By the way, bees sting — they don’t bite. Honey bees use their stinger only as a last resort to defend the colony. After all, they die after stinging. When bees are away from the hive (while they’re collecting nectar and pollen) defending the colony is no longer a priority, so they’re as gentle as lambs out in the field.

Do I ever get stung? Sure. But usually not more than three or four times a year. In every case, the stings I take are a result of my own carelessness. I’m rushing, taking short cuts, or am inattentive to their mood — all things that I shouldn’t do. That sloppiness is merely the result of becoming so comfortable with my bees that I am not as diligent as I should be. The secret to avoiding stings is your technique and demeanor.

Here are some helpful tips for avoiding stings:

Always wear a veil and use your smoker when visiting your hive.

Inspect your bees during pleasant daytime weather. Try to use the hours between 10 a.m. and 5 p.m. That’s when most of the bees are out working, and fewer bees are at home. Don’t open up the hive at night, during bad weather, or if a thunderstorm is brewing.

Don’t rush. Take your time and move calmly. Sudden movements are a no-no.

Get a good grip on frames. If you drop a frame of bees, you’ll have a memorable story to tell.

Never swat at bees. Become accustomed to them crawling on your hands and clothing. They’re just exploring. Bees can be gently pushed aside if necessary.

When woodenware is stuck together with propolis, don’t snap it apart with a loud “crack.” The bees go on full alert when they feel sudden vibrations.

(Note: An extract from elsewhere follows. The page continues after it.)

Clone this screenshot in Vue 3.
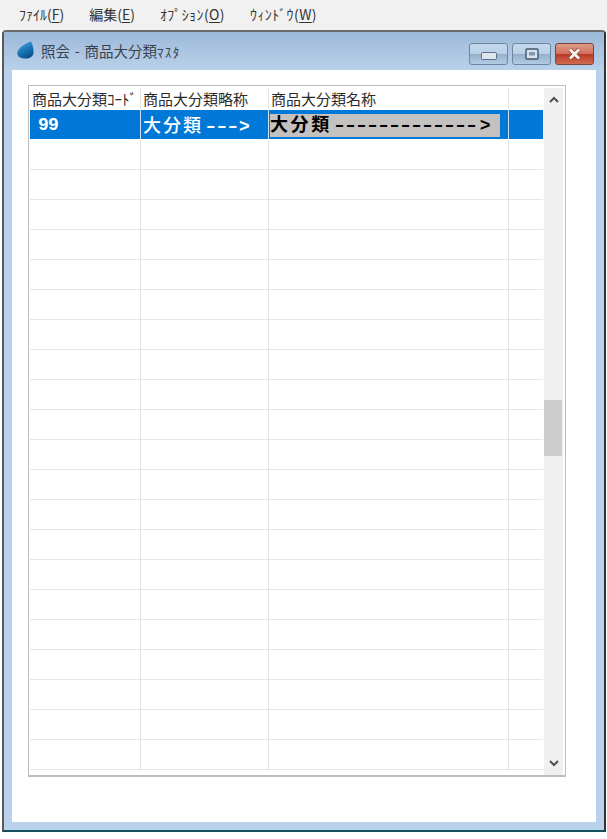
<script setup>
const menus = [
  { label: 'ﾌｧｲﾙ(', key: 'F', wide: false },
  { label: '編集(', key: 'E', wide: false },
  { label: 'ｵﾌﾟｼｮﾝ(', key: 'O', wide: true },
  { label: 'ｳｨﾝﾄﾞｳ(', key: 'W', wide: true }
]
const emptyRows = Array.from({ length: 21 }, (_, i) => i)
</script>

<template>
  <div class="screen">
    <nav class="menubar">
      <span v-for="m in menus" :key="m.key" class="menu-item" :class="{ wide: m.wide }">{{ m.label }}<u>{{ m.key }}</u>)</span>
    </nav>
    <section class="window">
      <header class="titlebar">
        <svg class="app-icon" width="17" height="18" viewBox="0 0 17 18">
          <defs>
            <linearGradient id="drop" x1="0.2" y1="0" x2="0.7" y2="1">
              <stop offset="0" stop-color="#45a6de" />
              <stop offset="0.55" stop-color="#1673b4" />
              <stop offset="1" stop-color="#0b4a82" />
            </linearGradient>
          </defs>
          <path d="M14 0.5C15.6 3.5 16.8 8 16.5 11.5C16.2 15 13.5 17.5 9.5 17.6C5.5 17.8 1 16.6 0.4 13C0 10 2.5 7 5.5 4.8C8 3 11 1.5 14 0.5Z" fill="url(#drop)" />
        </svg>
        <h1 class="title">照会 - 商品大分類<span class="title-kana">ﾏｽﾀ</span></h1>
        <div class="controls">
          <button class="ctl">
            <svg class="glyph-min" width="16" height="8" viewBox="0 0 16 8"><rect x="0.5" y="0.5" width="15" height="7" rx="1" fill="#dfe5ea" stroke="#5d6f82" /></svg>
          </button>
          <button class="ctl">
            <svg width="14" height="12" viewBox="0 0 14 12"><rect x="1" y="1" width="12" height="10" rx="1" fill="#d6e3ee" stroke="#43566b" stroke-width="1.4" /><rect x="4" y="4" width="6" height="3.5" fill="#7f97ad" /></svg>
          </button>
          <button class="ctl close">
            <svg width="15" height="12" viewBox="0 0 15 12"><path d="M3 1.5L12 10.5M12 1.5L3 10.5" stroke="#7d3a2d" stroke-width="4.4" /><path d="M3 1.5L12 10.5M12 1.5L3 10.5" stroke="#f6f1ee" stroke-width="3" /></svg>
          </button>
        </div>
      </header>
      <main class="client">
        <div class="grid">
          <div class="table">
            <div class="row head">
              <div class="c c1">商品大分類ｺｰﾄﾞ</div>
              <div class="c c2">商品大分類略称</div>
              <div class="c c3">商品大分類名称</div>
              <div class="c c4"></div>
            </div>
            <div class="row selected">
              <div class="c c1 code">99</div>
              <div class="c c2 abbr">大分類<span class="dashes">---</span><span class="gt">&gt;</span></div>
              <div class="c c3"><div class="editor">大分類<span class="dashes">-------------</span><span class="gt">&gt;</span></div></div>
              <div class="c c4"></div>
            </div>
            <div v-for="r in emptyRows" :key="r" class="row empty">
              <div class="c c1"></div>
              <div class="c c2"></div>
              <div class="c c3"></div>
              <div class="c c4"></div>
            </div>
          </div>
          <aside class="scrollbar">
            <svg class="arrow up" width="10" height="7" viewBox="0 0 10 7"><path d="M1 6L5 2L9 6" fill="none" stroke="#505050" stroke-width="2" /></svg>
            <div class="track"><div class="thumb"></div></div>
            <svg class="arrow down" width="10" height="7" viewBox="0 0 10 7"><path d="M1 1L5 5L9 1" fill="none" stroke="#505050" stroke-width="2" /></svg>
          </aside>
        </div>
      </main>
    </section>
  </div>
</template>

<style>
html, body { margin: 0; background: #fff; }
</style>

<style scoped>
.screen {
  width: 607px;
  height: 839px;
  overflow: hidden;
  background: #fff;
  font-family: "Noto Sans CJK JP", "Noto Sans", sans-serif;
  color: #1a1a1a;
}
.menubar {
  height: 30px;
  box-sizing: border-box;
  padding: 4px 0 0 19px;
  background: #f1f1f1;
  display: flex;
  gap: 25px;
  font-size: 14px;
  line-height: 20px;
  color: #333;
}
.menu-item { white-space: nowrap; }
.menu-item.wide { letter-spacing: 0.4px; }
.window {
  margin-left: 2px;
  width: 604px;
  height: 802px;
  box-sizing: border-box;
  border: 2px solid #5a5a5a;
  border-top-color: #6b6b6b;
  border-right-color: #333;
  border-bottom: 2px solid #14505a;
  border-radius: 4px 4px 0 0;
  background: #b9d1ea;
  display: flex;
  flex-direction: column;
}
.titlebar {
  height: 38px;
  flex: none;
  box-sizing: border-box;
  display: flex;
  align-items: center;
  padding: 0 10px 0 13px;
  background: linear-gradient(#9db9d9, #b9d1ea);
}
.app-icon { flex: none; margin-bottom: 2px; }
.title {
  margin: 0 0 2px 7px;
  flex: 1;
  font-size: 14.5px;
  font-weight: 400;
  word-spacing: 1.5px;
  color: #39424c;
  white-space: nowrap;
}
.title-kana { font-size: 13px; letter-spacing: 1.3px; }
.controls { display: flex; gap: 4px; margin-top: 6px; }
.ctl {
  width: 39px;
  height: 22px;
  padding: 0;
  border: 1px solid #6d87a3;
  border-radius: 3px;
  background: linear-gradient(#c5d9ec 0, #b8d0e7 48%, #94b0cc 52%, #b3cce4 100%);
  display: flex;
  align-items: center;
  justify-content: center;
}
.glyph-min { margin-top: 4px; }
.ctl.close {
  border-color: #7a4438;
  background: linear-gradient(#dc9c8a 0, #d2705c 48%, #b83a28 52%, #cf6a50 100%);
}
.client {
  flex: 1;
  margin: 0 8px 8px 8px;
  background: #fff;
  padding: 15px 30px 0 16px;
  min-height: 0;
}
.grid {
  width: 538px;
  height: 692px;
  box-sizing: border-box;
  border: 1px solid #bdbdbd;
  border-bottom-width: 2px;
  padding: 2px 3px 0 1px;
  display: flex;
  overflow: hidden;
}
.table { width: 513px; flex: none; overflow: hidden; }
.row { display: flex; box-sizing: border-box; height: 30px; }
.c { box-sizing: border-box; border-right: 1px solid #e3e3e3; flex: none; }
.c1 { width: 111px; }
.c2 { width: 128px; }
.c3 { width: 240px; }
.c4 { width: 34px; border-right: 0; }
.head { height: 22px; }
.head .c {
  font-size: 15px;
  line-height: 21px;
  padding-left: 2px;
  color: #2b2b2b;
  font-weight: 400;
  white-space: nowrap;
  overflow: hidden;
}
.selected {
  height: 29px;
  margin-bottom: 1px;
  background: #0078d7;
  color: #fff;
}
.selected .c { border-right-color: #cfe2f5; }
.code {
  font-family: "Liberation Mono", monospace;
  font-weight: 700;
  font-size: 18px;
  line-height: 30px;
  padding-left: 8px;
  letter-spacing: -0.8px;
}
.abbr {
  font-size: 18px;
  line-height: 28px;
  font-weight: 500;
  padding-left: 2px;
  letter-spacing: 2px;
  white-space: nowrap;
}
.dashes {
  font-family: "Liberation Mono", monospace;
  font-weight: 400;
  font-size: 26px;
  letter-spacing: -4.6px;
  vertical-align: -2px;
}
.gt {
  font-family: "Liberation Mono", monospace;
  font-weight: 700;
  margin-left: 5px;
  letter-spacing: 0;
}
.abbr .gt { margin-left: 3px; }
.editor {
  margin: 4px 8px 2px 1px;
  height: 23px;
  background: #c4c2c0;
  color: #000;
  font-size: 18px;
  line-height: 18px;
  font-weight: 700;
  letter-spacing: 2.6px;
  white-space: nowrap;
}
.empty { border-bottom: 1px solid #e6e6e6; }
.empty .c { height: 30px; }
.scrollbar {
  width: 19px;
  margin-left: 1px;
  flex: none;
  background: #f0f0f0;
  display: flex;
  flex-direction: column;
  align-items: center;
}
.arrow { flex: none; }
.arrow.up { margin-top: 8px; }
.arrow.down { margin-bottom: 8px; }
.track { flex: 1; width: 100%; padding-top: 297px; box-sizing: border-box; }
.thumb { height: 56px; width: 18px; background: #cdcdcd; }
u { text-underline-offset: 2px; }
</style>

Never leave sugar syrup or honey in open containers near the hive. Doing so can excite bees into a frenzy, and you may find yourself in the middle of it. It can also set off robbing — an unwelcome situation in which bees from other colonies attack your bees, robbing them of their honey. In Chapter 9 you’ll find instructions on how to avoid robbing, and what to do when it happens.

Keep yourself and bee clothing laundered. Bees don’t like bad body odor. If you like to eat garlic, avoid indulging right before visiting your bees. Chapter 6 has some handy hygiene hints.

Wear light-colored clothing. Bees don’t seem to like dark colors.